■ PROVIDED RECORDS
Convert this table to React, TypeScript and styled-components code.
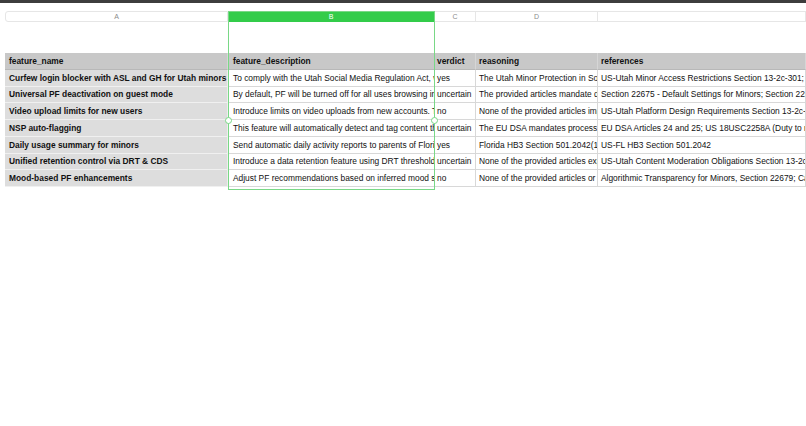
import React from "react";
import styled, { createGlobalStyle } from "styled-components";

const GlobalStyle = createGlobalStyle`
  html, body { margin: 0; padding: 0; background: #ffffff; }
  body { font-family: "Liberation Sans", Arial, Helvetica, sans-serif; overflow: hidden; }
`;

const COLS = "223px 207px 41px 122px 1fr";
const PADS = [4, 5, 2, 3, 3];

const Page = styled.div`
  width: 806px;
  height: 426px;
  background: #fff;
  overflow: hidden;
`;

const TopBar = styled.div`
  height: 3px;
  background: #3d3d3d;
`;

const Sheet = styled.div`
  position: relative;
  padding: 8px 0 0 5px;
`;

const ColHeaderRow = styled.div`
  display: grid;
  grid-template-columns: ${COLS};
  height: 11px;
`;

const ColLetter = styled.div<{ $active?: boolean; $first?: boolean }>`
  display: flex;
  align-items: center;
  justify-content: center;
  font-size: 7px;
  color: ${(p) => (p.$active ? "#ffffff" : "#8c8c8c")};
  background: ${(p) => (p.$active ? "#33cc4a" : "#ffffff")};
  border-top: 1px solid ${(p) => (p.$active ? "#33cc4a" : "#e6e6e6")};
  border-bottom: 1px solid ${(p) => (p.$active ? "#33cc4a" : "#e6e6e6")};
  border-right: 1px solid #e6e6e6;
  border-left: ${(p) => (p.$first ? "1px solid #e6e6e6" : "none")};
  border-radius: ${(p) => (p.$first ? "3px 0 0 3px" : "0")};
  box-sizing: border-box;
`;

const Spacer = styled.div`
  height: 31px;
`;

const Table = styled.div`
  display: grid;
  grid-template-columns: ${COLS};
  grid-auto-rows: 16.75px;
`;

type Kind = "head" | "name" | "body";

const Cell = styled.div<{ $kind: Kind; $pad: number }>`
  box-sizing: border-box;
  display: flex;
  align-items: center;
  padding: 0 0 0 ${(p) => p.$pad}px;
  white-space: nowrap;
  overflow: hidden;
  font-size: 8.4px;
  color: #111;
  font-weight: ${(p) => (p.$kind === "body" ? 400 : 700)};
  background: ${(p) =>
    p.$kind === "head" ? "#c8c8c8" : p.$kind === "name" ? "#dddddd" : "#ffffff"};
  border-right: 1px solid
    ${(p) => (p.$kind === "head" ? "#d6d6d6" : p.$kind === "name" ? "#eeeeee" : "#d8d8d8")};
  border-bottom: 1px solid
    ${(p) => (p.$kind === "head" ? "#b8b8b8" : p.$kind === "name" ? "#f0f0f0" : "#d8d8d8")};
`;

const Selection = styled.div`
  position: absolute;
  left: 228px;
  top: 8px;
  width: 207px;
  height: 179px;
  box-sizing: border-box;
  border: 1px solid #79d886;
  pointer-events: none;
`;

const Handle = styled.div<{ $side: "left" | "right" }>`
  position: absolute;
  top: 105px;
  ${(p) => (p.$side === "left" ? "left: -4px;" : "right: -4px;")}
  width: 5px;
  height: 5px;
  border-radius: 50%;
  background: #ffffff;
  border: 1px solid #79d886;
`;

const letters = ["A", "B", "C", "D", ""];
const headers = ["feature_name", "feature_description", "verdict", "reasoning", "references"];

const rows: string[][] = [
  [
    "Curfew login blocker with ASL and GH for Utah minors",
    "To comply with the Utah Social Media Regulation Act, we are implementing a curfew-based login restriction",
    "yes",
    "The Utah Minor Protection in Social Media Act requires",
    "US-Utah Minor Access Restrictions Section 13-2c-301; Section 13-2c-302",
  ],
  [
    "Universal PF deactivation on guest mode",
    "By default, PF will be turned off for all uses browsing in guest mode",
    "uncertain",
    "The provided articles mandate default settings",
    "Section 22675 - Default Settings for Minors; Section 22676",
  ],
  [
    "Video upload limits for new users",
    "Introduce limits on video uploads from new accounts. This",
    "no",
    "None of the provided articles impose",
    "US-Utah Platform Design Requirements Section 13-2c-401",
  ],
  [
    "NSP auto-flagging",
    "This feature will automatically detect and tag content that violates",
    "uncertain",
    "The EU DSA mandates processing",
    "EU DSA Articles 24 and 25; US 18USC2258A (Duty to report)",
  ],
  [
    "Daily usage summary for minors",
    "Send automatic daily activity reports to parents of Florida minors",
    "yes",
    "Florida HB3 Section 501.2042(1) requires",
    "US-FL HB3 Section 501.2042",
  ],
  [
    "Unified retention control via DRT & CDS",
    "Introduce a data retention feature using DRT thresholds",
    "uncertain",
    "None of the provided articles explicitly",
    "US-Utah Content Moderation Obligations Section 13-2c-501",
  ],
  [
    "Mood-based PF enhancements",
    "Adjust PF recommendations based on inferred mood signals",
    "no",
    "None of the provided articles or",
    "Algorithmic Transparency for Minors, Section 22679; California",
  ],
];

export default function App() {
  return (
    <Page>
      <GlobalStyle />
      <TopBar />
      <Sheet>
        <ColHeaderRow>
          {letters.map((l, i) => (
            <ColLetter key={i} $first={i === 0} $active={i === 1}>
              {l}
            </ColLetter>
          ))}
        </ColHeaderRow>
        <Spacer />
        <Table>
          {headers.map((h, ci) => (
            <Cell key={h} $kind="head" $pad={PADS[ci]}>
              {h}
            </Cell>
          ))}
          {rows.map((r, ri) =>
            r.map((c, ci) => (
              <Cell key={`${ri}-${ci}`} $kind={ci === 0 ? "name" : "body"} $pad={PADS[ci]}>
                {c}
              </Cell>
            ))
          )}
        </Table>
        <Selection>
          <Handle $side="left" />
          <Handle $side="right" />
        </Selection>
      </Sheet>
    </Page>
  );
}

...

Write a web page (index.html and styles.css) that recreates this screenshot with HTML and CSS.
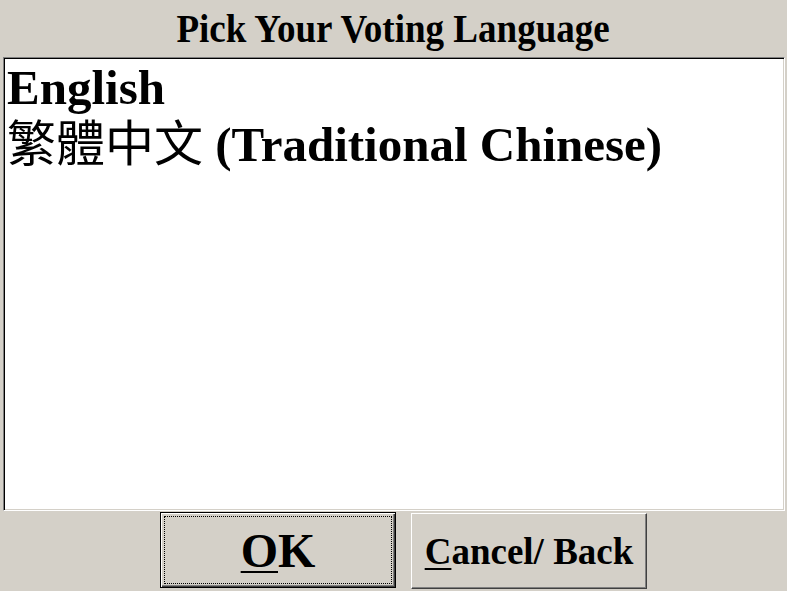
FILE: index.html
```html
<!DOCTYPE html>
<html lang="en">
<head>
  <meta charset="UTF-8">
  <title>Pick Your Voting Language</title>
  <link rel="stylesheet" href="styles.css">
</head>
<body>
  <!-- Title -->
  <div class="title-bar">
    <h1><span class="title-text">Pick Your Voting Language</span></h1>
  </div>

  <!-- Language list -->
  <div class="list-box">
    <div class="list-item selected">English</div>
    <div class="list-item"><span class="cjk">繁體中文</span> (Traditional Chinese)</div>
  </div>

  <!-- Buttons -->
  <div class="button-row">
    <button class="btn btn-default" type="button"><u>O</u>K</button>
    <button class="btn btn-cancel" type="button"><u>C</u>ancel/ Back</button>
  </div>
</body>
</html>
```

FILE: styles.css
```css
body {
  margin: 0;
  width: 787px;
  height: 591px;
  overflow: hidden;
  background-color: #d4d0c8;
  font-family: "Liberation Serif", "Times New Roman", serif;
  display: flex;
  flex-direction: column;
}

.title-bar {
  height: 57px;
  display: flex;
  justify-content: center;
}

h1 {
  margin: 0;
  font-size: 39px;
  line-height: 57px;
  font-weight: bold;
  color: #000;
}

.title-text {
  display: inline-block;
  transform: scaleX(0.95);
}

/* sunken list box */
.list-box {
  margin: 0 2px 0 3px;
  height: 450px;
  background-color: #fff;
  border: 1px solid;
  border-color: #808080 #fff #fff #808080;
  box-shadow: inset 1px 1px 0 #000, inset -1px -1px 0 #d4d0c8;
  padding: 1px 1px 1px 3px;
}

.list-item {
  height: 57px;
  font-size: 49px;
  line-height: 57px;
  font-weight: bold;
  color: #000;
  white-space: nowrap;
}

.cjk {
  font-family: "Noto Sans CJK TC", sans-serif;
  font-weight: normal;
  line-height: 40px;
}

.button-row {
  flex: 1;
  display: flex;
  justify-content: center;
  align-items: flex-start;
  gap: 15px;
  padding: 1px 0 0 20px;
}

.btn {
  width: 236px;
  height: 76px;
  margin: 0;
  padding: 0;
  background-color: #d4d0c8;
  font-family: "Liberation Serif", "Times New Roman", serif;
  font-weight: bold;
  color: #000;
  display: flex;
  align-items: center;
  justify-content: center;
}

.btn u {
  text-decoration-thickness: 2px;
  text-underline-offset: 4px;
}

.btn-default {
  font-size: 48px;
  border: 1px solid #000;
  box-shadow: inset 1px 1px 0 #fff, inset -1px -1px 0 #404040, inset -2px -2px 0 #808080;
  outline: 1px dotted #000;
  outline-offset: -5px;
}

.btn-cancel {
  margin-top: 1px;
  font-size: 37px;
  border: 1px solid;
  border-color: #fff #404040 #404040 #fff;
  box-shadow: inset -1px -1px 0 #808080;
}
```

■ AIM OF THE TASK
Locate the lines above that hold the word "index". Show every one of them.

■ RESPONSE TO THE EXERCISE
Write a web page (index.html and styles.css) that recreates this screenshot with HTML and CSS.
FILE: index.html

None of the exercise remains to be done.